Pursuant to Section 317, an employer has a duty to control his employees' conduct when the employee is acting outside the scope and course of his employment, if the employee is on the employer's premises or if the employee is using the employer's [**8] chattel which was entrusted to him. In the instant case, there is no doubt that Lopez was not on the employer's premises at the time collision, and therefore the employer had no duty to control its employee's conduct. The plaintiffs, however, argue that Section 317 is applicable because the beer and the cups that were removed from the premises were chattels of the employer. As with the negligent entrustment count, the plaintiffs attempt to impose liability upon Godfather's because it furnished its "chattel" to Lopez.
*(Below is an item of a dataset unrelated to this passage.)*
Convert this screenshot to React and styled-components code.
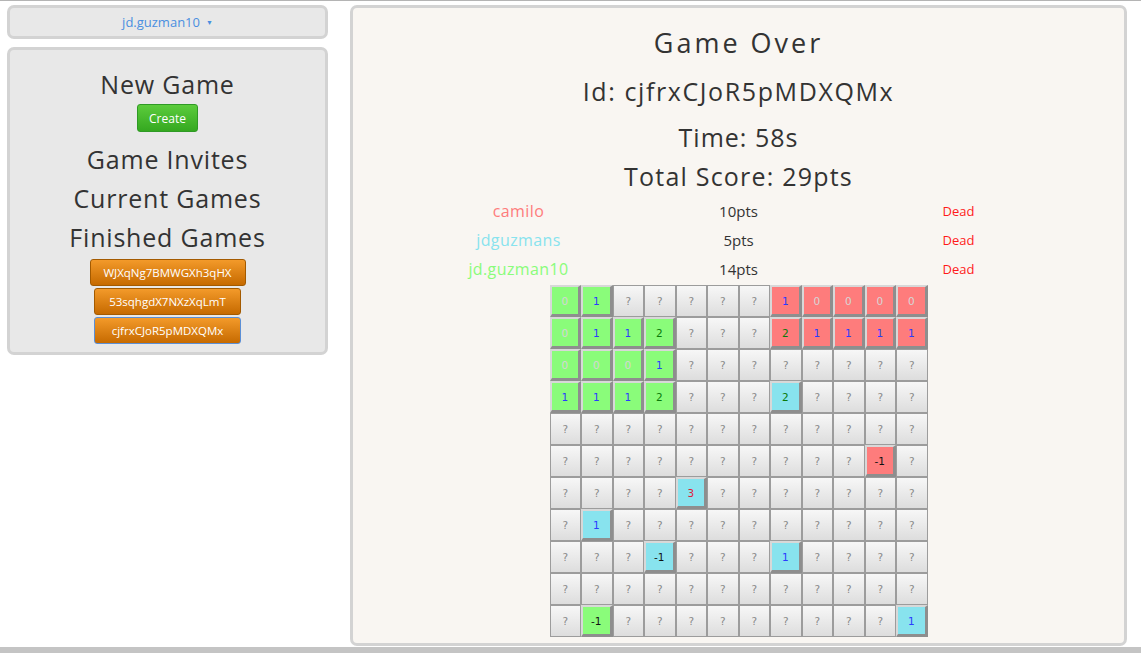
import styled, { createGlobalStyle } from 'styled-components';

const GlobalStyle = createGlobalStyle`
  html, body {
    margin: 0;
    padding: 0;
    background: #ffffff;
    font-family: "Open Sans", Lato, sans-serif;
  }
`;

const G = 'g';
const R = 'r';
const C = 'c';

// each cell: [owner, value] or null for hidden
const board = [
  [[G, 0], [G, 1], null, null, null, null, null, [R, 1], [R, 0], [R, 0], [R, 0], [R, 0]],
  [[G, 0], [G, 1], [G, 1], [G, 2], null, null, null, [R, 2], [R, 1], [R, 1], [R, 1], [R, 1]],
  [[G, 0], [G, 0], [G, 0], [G, 1], null, null, null, null, null, null, null, null],
  [[G, 1], [G, 1], [G, 1], [G, 2], null, null, null, [C, 2], null, null, null, null],
  [null, null, null, null, null, null, null, null, null, null, null, null],
  [null, null, null, null, null, null, null, null, null, null, [R, -1], null],
  [null, null, null, null, [C, 3], null, null, null, null, null, null, null],
  [null, [C, 1], null, null, null, null, null, null, null, null, null, null],
  [null, null, null, [C, -1], null, null, null, [C, 1], null, null, null, null],
  [null, null, null, null, null, null, null, null, null, null, null, null],
  [null, [G, -1], null, null, null, null, null, null, null, null, null, [C, 1]],
];

const ownerColor = { g: '#8afc7a', r: '#fe7c7c', c: '#88e3ee' };
const valueColor = { '-1': '#111111', 0: '#d6d6d6', 1: '#2a3cff', 2: '#0b7a0b', 3: '#e0203a' };

const players = [
  { name: 'camilo', pts: '10pts', color: '#fe7c7c' },
  { name: 'jdguzmans', pts: '5pts', color: '#88e3ee' },
  { name: 'jd.guzman10', pts: '14pts', color: '#8afc7a' },
];

const Page = styled.div`
  height: 100vh;
  display: flex;
  flex-direction: column;
  border-top: 1px solid #b4b4b4;
  box-sizing: border-box;
`;

const Content = styled.div`
  flex: 1;
  display: flex;
  gap: 22px;
  padding: 4px 14px 0 7px;
  min-height: 0;
`;

const BottomBar = styled.div`
  height: 6px;
  margin-top: 1px;
  background: #c4c4c4;
`;

const Side = styled.div`
  width: 321px;
  display: flex;
  flex-direction: column;
  gap: 8px;
`;

const Box = styled.div`
  background: #e8e8e8;
  border: 3px solid #d3d3d3;
  border-radius: 7px;
  box-sizing: border-box;
  display: flex;
  flex-direction: column;
  align-items: center;
`;

const UserBox = styled(Box)`
  height: 34px;
  justify-content: center;
`;

const UserName = styled.span`
  color: #4a8fe0;
  font-size: 13px;
  display: flex;
  align-items: center;
  gap: 6px;
`;

const Caret = styled.span`
  font-size: 7px;
  color: #4a8fe0;
`;

const MenuBox = styled(Box)`
  padding: 15px 0 8px;
`;

const MenuTitle = styled.div`
  font-size: 25px;
  line-height: 39px;
  letter-spacing: 0.8px;
  color: #333333;
`;

const CreateButton = styled.button`
  font-family: inherit;
  font-size: 12px;
  color: #ffffff;
  width: 61px;
  height: 28px;
  border: 1px solid #2f9a25;
  border-radius: 3px;
  background: linear-gradient(#5ccc3c, #35a820);
  margin: 0 0 8px;
  padding: 0;
`;

const GameList = styled.div`
  display: flex;
  flex-direction: column;
  align-items: center;
  gap: 2px;
  margin-top: 2px;
`;

const GameButton = styled.button`
  font-family: inherit;
  font-size: 11.5px;
  color: #ffffff;
  height: 27px;
  width: ${(p) => p.$w}px;
  border: 1px solid ${(p) => (p.$active ? '#5b8fd6' : '#a35a00')};
  border-radius: 3px;
  background: linear-gradient(#f39a2a, #c66a00);
  padding: 0;
`;

const Main = styled.div`
  width: 777px;
  height: 641px;
  background: #f9f6f2;
  border: 3px solid #d3d3d3;
  border-radius: 7px;
  box-sizing: border-box;
  display: flex;
  flex-direction: column;
  align-items: center;
  padding-top: 17px;
  color: #333333;
`;

const Heading = styled.div`
  font-size: ${(p) => p.$size}px;
  line-height: ${(p) => p.$lh}px;
  margin-top: ${(p) => p.$mt || 0}px;
  letter-spacing: ${(p) => p.$ls || 0}px;
`;

const Players = styled.div`
  display: grid;
  grid-template-columns: repeat(3, 220px);
  grid-auto-rows: 29px;
  margin-top: 2px;
  align-items: center;
  justify-items: center;
`;

const PlayerName = styled.div`
  font-size: 16px;
  letter-spacing: 0.4px;
  color: ${(p) => p.$color};
`;

const Points = styled.div`
  font-size: 15px;
  color: #333333;
`;

const Status = styled.div`
  font-size: 13px;
  color: #ff1a1a;
`;

const Board = styled.div`
  display: grid;
  grid-template-columns: repeat(12, 31.5px);
  grid-auto-rows: 32px;
  margin-top: 2px;
`;

const Cell = styled.div`
  box-sizing: border-box;
  display: flex;
  align-items: center;
  justify-content: center;
  font-family: "DejaVu Sans", Verdana, sans-serif;
  font-size: 10.5px;
  border: 1px solid #9c9c9c;
  background: linear-gradient(#f7f7f7, #dddddd);
  color: #8a8a8a;
`;

const OpenCell = styled(Cell)`
  border-width: 2px 3px 3px 2px;
  border-color: #d8d8d8 #8e8e8e #8e8e8e #d8d8d8;
  background: ${(p) => p.$bg};
  color: ${(p) => p.$color};
`;

export default function App() {
  return (
    <>
      <GlobalStyle />
      <Page>
        <Content>
          <Side>
            <UserBox>
              <UserName>
                jd.guzman10 <Caret>▼</Caret>
              </UserName>
            </UserBox>
            <MenuBox>
              <MenuTitle>New Game</MenuTitle>
              <CreateButton>Create</CreateButton>
              <MenuTitle>Game Invites</MenuTitle>
              <MenuTitle>Current Games</MenuTitle>
              <MenuTitle>Finished Games</MenuTitle>
              <GameList>
                <GameButton $w={156}>WJXqNg7BMWGXh3qHX</GameButton>
                <GameButton $w={147}>53sqhgdX7NXzXqLmT</GameButton>
                <GameButton $w={147} $active>cjfrxCJoR5pMDXQMx</GameButton>
              </GameList>
            </MenuBox>
          </Side>
          <Main>
            <Heading $size={27} $lh={36} $ls={3}>Game Over</Heading>
            <Heading $size={25} $lh={40} $mt={10} $ls={1.6}>Id: cjfrxCJoR5pMDXQMx</Heading>
            <Heading $size={25} $lh={36} $mt={8} $ls={1}>Time: 58s</Heading>
            <Heading $size={25} $lh={36} $mt={3} $ls={1.2}>Total Score: 29pts</Heading>
            <Players>
              {players.map((p) => [
                <PlayerName key={p.name} $color={p.color}>{p.name}</PlayerName>,
                <Points key={p.name + 'p'}>{p.pts}</Points>,
                <Status key={p.name + 's'}>Dead</Status>,
              ])}
            </Players>
            <Board>
              {board.map((row, y) =>
                row.map((cell, x) =>
                  cell ? (
                    <OpenCell
                      key={y + '-' + x}
                      $bg={ownerColor[cell[0]]}
                      $color={valueColor[cell[1]]}
                    >
                      {cell[1]}
                    </OpenCell>
                  ) : (
                    <Cell key={y + '-' + x}>?</Cell>
                  )
                )
              )}
            </Board>
          </Main>
        </Content>
        <BottomBar />
      </Page>
    </>
  );
}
However, as stated earlier, it is not the furnishing of the beer, but the drinking of the beer which is the legal cause of the injuries. Barnes v. B.K. Credit Serv., Inc., 461 So. 2d 217 (Fla. 1st DCA), petition for rev. denied, 467 So. 2d 999 (Fla. 1985). Additionally, to impose liability upon Godfather's for furnishing alcoholic beverages to an adult would be in contravention of Florida's long-standing policy of non-liability.

Finally, the plaintiffs contend that the trial court erred in dismissing their count for punitive damages and their counts for the parents' loss of services. We disagree. Both punitive damages and damages [**9] for the parents' loss of services are types of damages. In the instant case, no counts are remaining as a result of the summary judgment and dismissals, and thus, damages are not recoverable.